-- START OF Data provided --

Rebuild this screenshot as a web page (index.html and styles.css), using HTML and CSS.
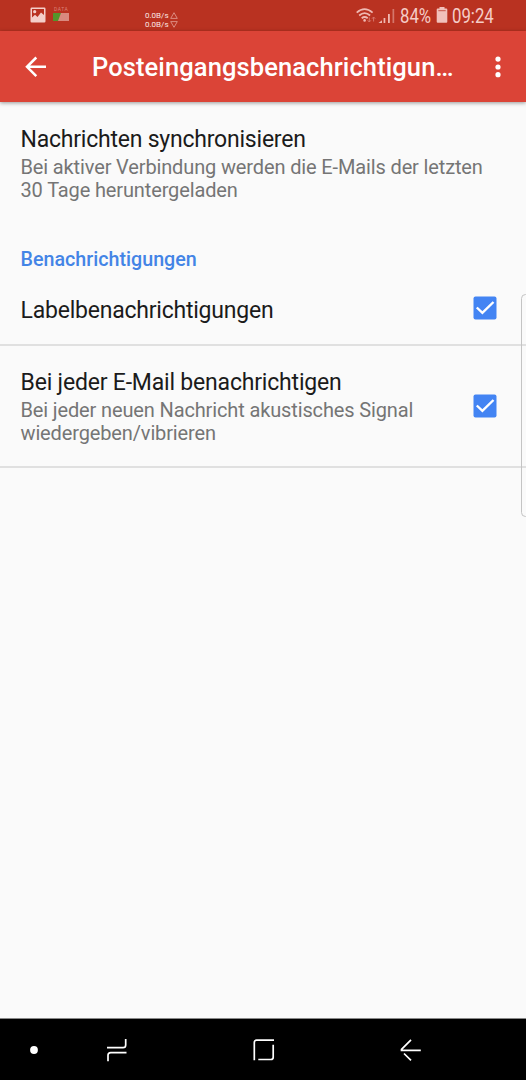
FILE: index.html
```html
<!DOCTYPE html>
<html lang="de">
<head>
<meta charset="utf-8">
<title>Posteingangsbenachrichtigungen</title>
<link rel="stylesheet" href="styles.css">
</head>
<body>
<div class="screen">
  <div class="status">
    <svg class="photo" width="16" height="16" viewBox="0 0 16 16"><path fill="#f4cfc9" fill-rule="evenodd" d="M1.700 .5h12.600q1.200 0 1.200 1.200v12.600q0 1.200-1.200 1.200H1.700Q.5 15.500 .5 14.300V1.700Q.5 .5 1.700 .5zM2 2v8.500l3-2.700 2.500 2.200 3.500-4.500 3 2.500V2z"/><circle cx="4.700" cy="4.700" r="1.600" fill="#f4cfc9"/></svg>
    <div class="data"><span class="data-label">DATA</span><svg width="16" height="8" viewBox="0 0 16 8"><path fill="#d9897f" d="M0 0h16v8H0z"/><path fill="#54942b" d="M0 0h8L5 8H0z"/></svg></div>
    <div class="speed">
      <div><span>0.0B/s</span><svg width="8" height="7" viewBox="0 0 8 7"><path d="M4 .7L7.300 6.400H.7z"/></svg></div>
      <div><span>0.0B/s</span><svg width="8" height="7" viewBox="0 0 8 7"><path d="M4 6.300L7.300 .6H.7z"/></svg></div>
    </div>
    <svg class="signals" width="40" height="18" viewBox="0 0 40 18">
      <g fill="none" stroke="#efb9b2" stroke-width="1.800"><path d="M.7 5.600Q8.500-1.300 16.600 5.600M3.200 8.500q5.400-4.700 10.900 0M5.700 11.300q3-2.500 6 0"/></g>
      <circle cx="8.600" cy="13.400" r="1.300" fill="#efb9b2"/>
      <g fill="none" stroke="#d7776c" stroke-width="1"><path d="M13.300 10.500v4.500m-1.600-1.700 1.600 1.700 1.600-1.700M17.600 14.500V10m-1.600 1.700 1.600-1.700 1.600 1.700"/></g>
      <g fill="#efb9b2"><path d="M22.500 16l3.500-2.800V16zM27.600 11h1.700v5h-1.700zM32 7h1.800v9H32z"/><path fill="#d4766b" d="M36.500 2h1.700v14h-1.700z"/></g>
    </svg>
    <span class="stat-text percent">84%</span>
    <svg class="battery" width="12" height="16" viewBox="0 0 12 16"><path fill="#f1c1bb" d="M3.500 0h5v1.500h1.800q1 0 1 1v12.300q0 1-1 1H1.700q-1 0-1-1V2.500q0-1 1-1h1.800z"/><path fill="#c9564a" d="M2.300 3.200h7.400v1H2.300z"/></svg>
    <span class="stat-text clock">09:24</span>
  </div>
  <header class="appbar">
    <svg class="back" width="22" height="22" viewBox="0 0 22 22"><path fill="none" stroke="#fff" stroke-width="2.500" d="M11.300 1.500L2 10.800l9.300 9.300M2 10.800h19"/></svg>
    <h1 class="title">Posteingangsbenachrichtigun…</h1>
    <svg class="more" width="6" height="22" viewBox="0 0 6 22"><g fill="#fff"><circle cx="3" cy="3.100" r="2.600"/><circle cx="3" cy="11" r="2.600"/><circle cx="3" cy="18.700" r="2.600"/></g></svg>
  </header>
  <main class="content">
    <section class="row sync">
      <div class="label">Nachrichten synchronisieren</div>
      <div class="sub">Bei aktiver Verbindung werden die E-Mails der letzten<br>30 Tage heruntergeladen</div>
    </section>
    <h2 class="category">Benachrichtigungen</h2>
    <section class="row labels">
      <div class="label">Labelbenachrichtigungen</div>
      <svg class="check" width="24" height="24" viewBox="0 0 24 24"><rect x=".5" y=".5" width="23" height="23" rx="2" fill="#4384f3"/><path fill="none" stroke="#fff" stroke-width="2.400" d="M3.800 11.500l5.600 5.400L20.500 6"/></svg>
    </section>
    <section class="row each">
      <div>
        <div class="label">Bei jeder E-Mail benachrichtigen</div>
        <div class="sub">Bei jeder neuen Nachricht akustisches Signal<br>wiedergeben/vibrieren</div>
      </div>
      <svg class="check" width="24" height="24" viewBox="0 0 24 24"><rect x=".5" y=".5" width="23" height="23" rx="2" fill="#4384f3"/><path fill="none" stroke="#fff" stroke-width="2.400" d="M3.800 11.500l5.600 5.400L20.500 6"/></svg>
    </section>
    <div class="edge-handle"></div>
  </main>
  <nav class="navbar">
    <svg class="nav-dot" width="8" height="8" viewBox="0 0 8 8"><circle cx="4" cy="4" r="3.900" fill="#fff"/></svg>
    <svg class="nav-recent" width="22" height="24" viewBox="0 0 22 24"><path d="M1 9.700h16q2.700 0 2.700-2.700V1M20.500 14.600H4.700Q2 14.600 2 17.300v6"/></svg>
    <svg class="nav-home" width="22" height="22" viewBox="0 0 22 22"><path d="M1.300 21.200V3.500q0-2.300 2.300-2.300H21M20.200 5.800v12.400q0 2.300-2.300 2.300H5.300"/></svg>
    <svg class="nav-back" width="22" height="22" viewBox="0 0 22 22"><path d="M11 .9L1.500 10.300v1h19.300M4 14.500l7 6.900"/></svg>
  </nav>
</div>
</body>
</html>
```
FILE: styles.css
```css
* { box-sizing: border-box; }
body { margin: 0; font-family: Roboto, "Liberation Sans", sans-serif; }
svg { display: block; flex: none; }
.screen { width: 526px; height: 1080px; display: flex; flex-direction: column; background: #fafafa; overflow: hidden; }
.status { height: 31px; flex: none; display: flex; align-items: flex-start; background: #b93221; white-space: nowrap; }
.photo { margin: 7px 0 0 30px; }
.data { width: 16px; margin: 7px 0 0 7px; }
.data-label { display: block; height: 6px; padding-left: 1px; font-size: 5px; line-height: 5px; letter-spacing: .5px; color: #d98077; }
.speed { width: 40px; margin: 11px 0 0 76px; font-size: 8px; line-height: 9px; color: #fbe6e3; }
.speed > div { display: flex; height: 9px; align-items: center; }
.speed span { width: 25px; }
.speed path { fill: none; stroke: #e5a198; stroke-width: .8; }
.signals { margin: 7px 0 0 171px; }
.stat-text { display: block; height: 31px; font-size: 19.500px; line-height: 33px; color: #f5cdc8; transform-origin: 0 50%; transform: scaleX(.86); }
.percent { width: 31px; margin-left: 4px; }
.battery { margin: 7px 0 0 5px; }
.clock { width: 45px; margin-left: 4px; }
.appbar { height: 71px; flex: none; display: flex; align-items: center; background: #db4437; box-shadow: 0 1px 4px rgba(0,0,0,.4); z-index: 1; }
.back { margin-left: 25px; }
.title { width: 373px; margin: 0 0 0 45px; font-size: 25.500px; font-weight: 500; line-height: 32px; letter-spacing: .1px; color: #fff; white-space: nowrap; }
.more { margin-left: 30px; }
.content { flex: 1; position: relative; }
.row { padding-left: 20.500px; white-space: nowrap; }
.label { font-size: 23px; line-height: 30px; letter-spacing: -.22px; color: #1b1b1b; }
.sub { padding-top: 1px; font-size: 20px; line-height: 23px; letter-spacing: -.135px; color: #757575; }
.sync { height: 119px; padding-top: 23px; }
.category { height: 52px; margin: 0; padding: 25px 0 0 20.500px; font-size: 19.700px; font-weight: 500; line-height: 28px; color: #4384e6; }
.labels { height: 73px; display: flex; justify-content: space-between; padding-top: 23px; padding-right: 29px; border-bottom: 2px solid #e0e0e0; }
.each { height: 122px; display: flex; align-items: center; justify-content: space-between; padding-right: 29px; border-bottom: 2px solid #e0e0e0; }
.each .label { letter-spacing: -.19px; }
.edge-handle { position: absolute; top: 192px; right: -4px; width: 9px; height: 223px; border: 1px solid #c4c4c4; border-radius: 5px; }
.navbar { height: 62px; flex: none; display: flex; align-items: center; background: #000; border-top: 1px solid #888; }
.navbar path { fill: none; stroke: #fff; stroke-width: 1.700; }
.nav-dot { margin-left: 30px; }
.nav-recent { margin-left: 68px; }
.nav-home { margin-left: 125px; }
.nav-back { margin-left: 125px; }
```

-- END OF Data provided --

[Work to complete] Which lines above contain "styles"? Show each of them.

[Response to this exercise]
Rebuild this screenshot as a web page (index.html and styles.css), using HTML and CSS.
<link rel="stylesheet" href="styles.css">
FILE: styles.css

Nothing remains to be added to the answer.